**Work to be completed**
Wherever a line in the data below holds "full", copy that line.

++++++++++

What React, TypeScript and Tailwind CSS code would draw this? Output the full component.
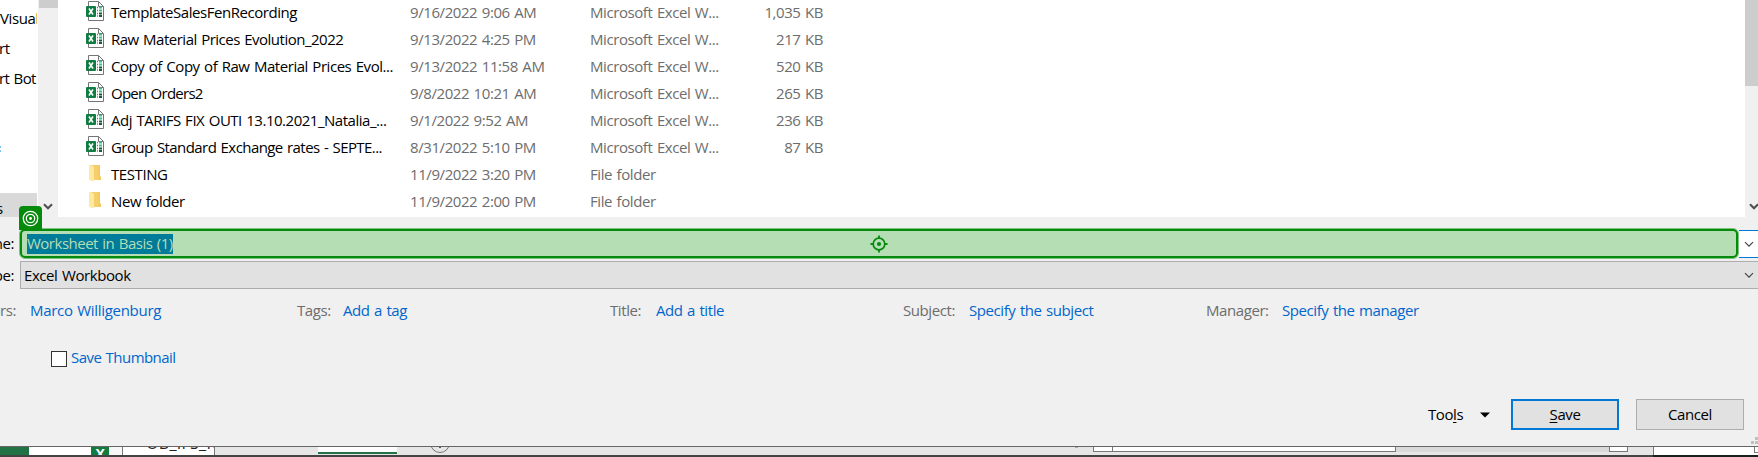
import React from "react";

type FileRow = { name: string; date: string; type: string; size: string; nameClass: string };

const EXCEL = "Microsoft Excel W...";

const files: FileRow[] = [
  { name: "TemplateSalesFenRecording", date: "9/16/2022 9:06 AM", type: EXCEL, size: "1,035 KB", nameClass: "tracking-[-0.45px]" },
  { name: "Raw Material Prices Evolution_2022", date: "9/13/2022 4:25 PM", type: EXCEL, size: "217 KB", nameClass: "tracking-[-0.5px]" },
  { name: "Copy of Copy of Raw Material Prices Evol...", date: "9/13/2022 11:58 AM", type: EXCEL, size: "520 KB", nameClass: "tracking-[-0.46px]" },
  { name: "Open Orders2", date: "9/8/2022 10:21 AM", type: EXCEL, size: "265 KB", nameClass: "tracking-[-0.75px]" },
  { name: "Adj TARIFS FIX OUTI 13.10.2021_Natalia_...", date: "9/1/2022 9:52 AM", type: EXCEL, size: "236 KB", nameClass: "tracking-[-0.48px]" },
  { name: "Group Standard Exchange rates - SEPTE...", date: "8/31/2022 5:10 PM", type: EXCEL, size: "87 KB", nameClass: "tracking-[-0.57px]" },
  { name: "TESTING", date: "11/9/2022 3:20 PM", type: "File folder", size: "", nameClass: "tracking-[-0.42px]" },
  { name: "New folder", date: "11/9/2022 2:00 PM", type: "File folder", size: "", nameClass: "tracking-[-0.4px]" },
];

function ExcelIcon() {
  return (
    <svg width="18" height="21" viewBox="0 0 18 21" className="block">
      <path d="M2.5 0.5H12.5L17.5 5.5V19.5H2.5Z" fill="#fff" stroke="#757575" />
      <path d="M12.5 0.5V5.5H17.5" fill="none" stroke="#757575" />
      <rect x="0" y="5" width="10" height="11" rx="1" fill="#107c41" />
      <path d="M3 7.5L7 13.5M7 7.5L3 13.5" stroke="#fff" strokeWidth="1.6" />
      <path d="M11 6.5H12M11 9.5H12M11 12.5H12M11 15H12" stroke="#21a366" strokeWidth="1.6" />
      <path d="M13 6.5H16M13 9.5H16" stroke="#33c481" strokeWidth="1.8" />
      <path d="M13 12.5H16M13 15H16" stroke="#185c37" strokeWidth="1.8" />
    </svg>
  );
}

function FolderIcon() {
  return (
    <svg width="18" height="21" viewBox="0 0 18 21" className="block">
      <path d="M5 2H13.5V14L15 14.5V17H5Z" fill="#f6cf6d" />
      <path d="M3 2H5L8 4V18.5L3 17Z" fill="#ffe8a0" />
      <path d="M12.5 2H14V13L15 14V17H12.5Z" fill="#f3c75d" />
    </svg>
  );
}

function Chevron({ className, bold }: { className?: string; bold?: boolean }) {
  return (
    <svg width="10" height="7" viewBox="0 0 10 7" className={className}>
      <path d="M1 1.2L5 5.2L9 1.2" fill="none" stroke={bold ? "#505050" : "#444"} strokeWidth={bold ? 2.1 : 1.2} />
    </svg>
  );
}

function Meta({ label, value, width, labelWidth }: { label: string; value: string; width: string; labelWidth: string }) {
  return (
    <div className={`flex shrink-0 ${width}`}>
      <span className={`shrink-0 text-[#6d6d6d] ${labelWidth}`}>{label}</span>
      <span className="text-[#0066cc]">{value}</span>
    </div>
  );
}

export default function App() {
  return (
    <div className="flex h-[457px] w-[1758px] flex-col overflow-hidden whitespace-nowrap bg-[#f0f0f0] font-['Open_Sans','Noto_Sans',sans-serif] text-[15px] leading-[18px] tracking-[-0.42px] text-black [word-spacing:1px]">
      <div className="flex h-[217px] shrink-0">
        <nav className="flex w-[37px] shrink-0 flex-col overflow-hidden bg-white">
          <span className="mt-[9px] h-[30px] -indent-[5px]">/Visual</span>
          <span className="h-[30px] -indent-px">rt</span>
          <span className="h-[30px] -indent-px tracking-[-0.6px]">rt Bot</span>
          <span className="mt-[47px] flex h-[6px] w-px flex-col justify-between"><i className="h-[2px] bg-[#7cc4f5]" /><i className="h-[2px] bg-[#7cc4f5]" /></span>
          <span className="mt-[41px] h-[24px] bg-[#d9d9d9] pt-[6px] -indent-[4px]">s</span>
        </nav>
        <div className="flex w-[21px] shrink-0 flex-col items-center justify-between border-l border-white bg-[#f0f0f0] pb-[7px]">
          <div className="h-[8px] w-[19px] bg-[#cdcdcd]" />
          <Chevron bold className="-ml-px" />
        </div>
        <div className="flex w-[1687px] shrink-0 flex-col bg-white">
          {files.map((f) => (
            <div key={f.name} className="flex h-[27px] shrink-0 pt-[3px] text-[#6d6d6d]">
              <div className="-mt-[2px] ml-[28px] w-[25px]">{f.size ? <ExcelIcon /> : <FolderIcon />}</div>
              <div className={`w-[299px] text-black ${f.nameClass}`}>{f.name}</div>
              <div className="w-[180px]">{f.date}</div>
              <div className="w-[133px]">{f.type}</div>
              <div className="w-[100px] text-right">{f.size}</div>
            </div>
          ))}
        </div>
        <div className="flex w-[13px] shrink-0 flex-col justify-between overflow-hidden bg-[#f0f0f0] pb-[7px]">
          <div className="h-[86px] bg-[#cdcdcd]" />
          <Chevron bold className="ml-[4px] shrink-0" />
        </div>
      </div>

      <div className="mt-[11px] flex h-[31px] shrink-0">
        <div className="flex w-[14px] shrink-0 justify-end pt-[6px]">ne:</div>
        <div className="relative ml-[5px] flex h-[31px] w-[1720px] shrink-0 items-center rounded-[6px] border border-[#7cc47f] bg-[#b5deb5]">
          <div className="flex h-[29px] w-full items-center rounded-[5px] border-2 border-[#058a0b] pl-[5px]">
            <span className="h-[20px] bg-[#007b99] tracking-[-0.5px] text-[#b5deb5]">Worksheet in Basis (1)</span>
          </div>
          <svg className="absolute left-[850px] top-[6px]" width="18" height="18" viewBox="0 0 18 18">
            <circle cx="9" cy="9" r="5.8" fill="none" stroke="#058a0b" strokeWidth="1.7" />
            <circle cx="9" cy="9" r="2.1" fill="#058a0b" />
            <path d="M9 0.5V3M9 15V17.5M0.5 9H3M15 9H17.5" stroke="#058a0b" strokeWidth="1.8" />
          </svg>
          <div className="absolute -left-px -top-[23px] flex h-[24px] w-[23px] items-center justify-center rounded-t-[4px] bg-[#058a0b]">
            <svg width="17" height="17" viewBox="0 0 17 17" fill="none" stroke="#fff">
              <circle cx="8.5" cy="8.5" r="7.2" strokeWidth="1.3" />
              <circle cx="8.5" cy="8.5" r="4.2" strokeWidth="1.3" />
              <circle cx="8.5" cy="8.5" r="1.4" fill="#fff" stroke="none" />
            </svg>
          </div>
        </div>
        <div className="mt-[2px] flex h-[28px] w-[19px] shrink-0 items-center border-y border-[#0078d7] bg-white pl-[5px]">
          <Chevron />
        </div>
      </div>

      <div className="mt-[2px] flex h-[28px] shrink-0">
        <div className="flex w-[14px] shrink-0 justify-end pt-[5px]">pe:</div>
        <div className="ml-[6px] flex w-[1738px] shrink-0 items-center justify-between border-y border-l border-[#adadad] bg-[#e1e1e1] pl-[3px] pr-[4px]">
          <span className="-mt-px">Excel Workbook</span>
          <Chevron />
        </div>
      </div>

      <div className="mt-[12px] flex h-[20px] shrink-0">
        <div className="flex w-[16px] shrink-0 justify-end text-[#6d6d6d]">ors:</div>
        <span className="ml-[14px] w-[267px] shrink-0 tracking-[-0.3px] text-[#0066cc]">Marco Willigenburg</span>
        <Meta label="Tags:" value="Add a tag" width="w-[313px]" labelWidth="w-[46px]" />
        <Meta label="Title:" value="Add a title" width="w-[293px]" labelWidth="w-[46px]" />
        <Meta label="Subject:" value="Specify the subject" width="w-[303px]" labelWidth="w-[66px]" />
        <Meta label="Manager:" value="Specify the manager" width="w-[303px]" labelWidth="w-[76px]" />
      </div>

      <div className="mt-[27px] flex h-[20px] shrink-0 pl-[51px]">
        <div className="mt-[3px] h-[16px] w-[16px] border border-[#333] bg-white" />
        <span className="ml-[4px] tracking-[-0.55px] text-[#0066cc]">Save Thumbnail</span>
      </div>

      <div className="mt-[31px] flex h-[31px] shrink-0 items-center pl-[1428px]">
        <span className="w-[53px] pb-[2px]">Too<u className="underline-offset-2">l</u>s</span>
        <svg width="10" height="6" viewBox="0 0 10 6" className="-ml-px shrink-0"><path d="M0 0.5H10L5 5.5Z" fill="#000" /></svg>
        <button className="ml-[21px] h-[31px] w-[108px] shrink-0 border-2 border-[#0078d7] bg-[#e1e1e1] pb-[2px]"><u className="underline-offset-2">S</u>ave</button>
        <button className="ml-[17px] h-[31px] w-[108px] shrink-0 border border-[#adadad] bg-[#e1e1e1] pb-[2px]">Cancel</button>
      </div>

      <div className="flex h-[16px] shrink-0 items-end justify-end">
        <svg width="7" height="7" viewBox="0 0 7 7" className="mb-[2px]" fill="#bfbfbf"><path d="M4 0H7V3H4ZM0 4H3V7H0ZM4 4H7V7H4Z" /></svg>
      </div>
      <div className="flex h-[9px] shrink-0 items-start overflow-hidden border-t border-[#666] bg-[#e6e6e6]">
        <div className="h-[8px] w-[29px] shrink-0 bg-[#217346]" />
        <div className="h-[8px] w-[62px] shrink-0 bg-white" />
        <div className="flex h-[8px] w-[18px] shrink-0 justify-center overflow-hidden bg-[#107c41] text-[14px] font-bold leading-[16px] text-white"><span className="-mt-px">X</span></div>
        <div className="h-[8px] w-[13px] shrink-0 bg-[#f7f7f7]" />
        <div className="flex h-[8px] w-[93px] shrink-0 overflow-hidden border-l border-r border-[#777] bg-white pl-[23px] text-[16px] leading-[20px] tracking-[0.3px] text-[#222]"><span className="-mt-[14px]">OB_IFS_R</span></div>
        <div className="ml-[103px] h-[7px] w-[79px] shrink-0 border-b-2 border-[#217346] bg-white" />
        <svg width="20" height="8" viewBox="0 0 20 8" className="ml-[33px] shrink-0"><circle cx="10" cy="-4" r="9.5" fill="none" stroke="#777" /><path d="M9 0H11V1H9Z" fill="#555" /></svg>
        <div className="ml-[625px] h-px w-[3px] shrink-0 bg-[#aaa]" />
        <div className="ml-[15px] flex h-[5px] w-[303px] shrink-0 border-x border-b border-[#777] bg-white"><div className="w-[19px] border-r border-[#777]" /></div>
        <div className="h-[5px] w-[213px] shrink-0 bg-[#d9d9d9]" />
        <div className="h-[5px] w-[19px] shrink-0 border-x border-b border-[#777] bg-white" />
        <div className="ml-[25px] flex h-[8px] w-[105px] shrink-0 justify-end border-l border-[#777] bg-white"><div className="h-[6px] w-[4px] border-b border-l border-[#777]" /></div>
      </div>
      <div className="flex h-[2px] shrink-0"><div className="w-[1653px] bg-[#444]" /><div className="w-[105px] bg-[#17201f]" /></div>
    </div>
  );
}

++++++++++

**Problem solution**
What React, TypeScript and Tailwind CSS code would draw this? Output the full component.
          <div className="flex h-[29px] w-full items-center rounded-[5px] border-2 border-[#058a0b] pl-[5px]">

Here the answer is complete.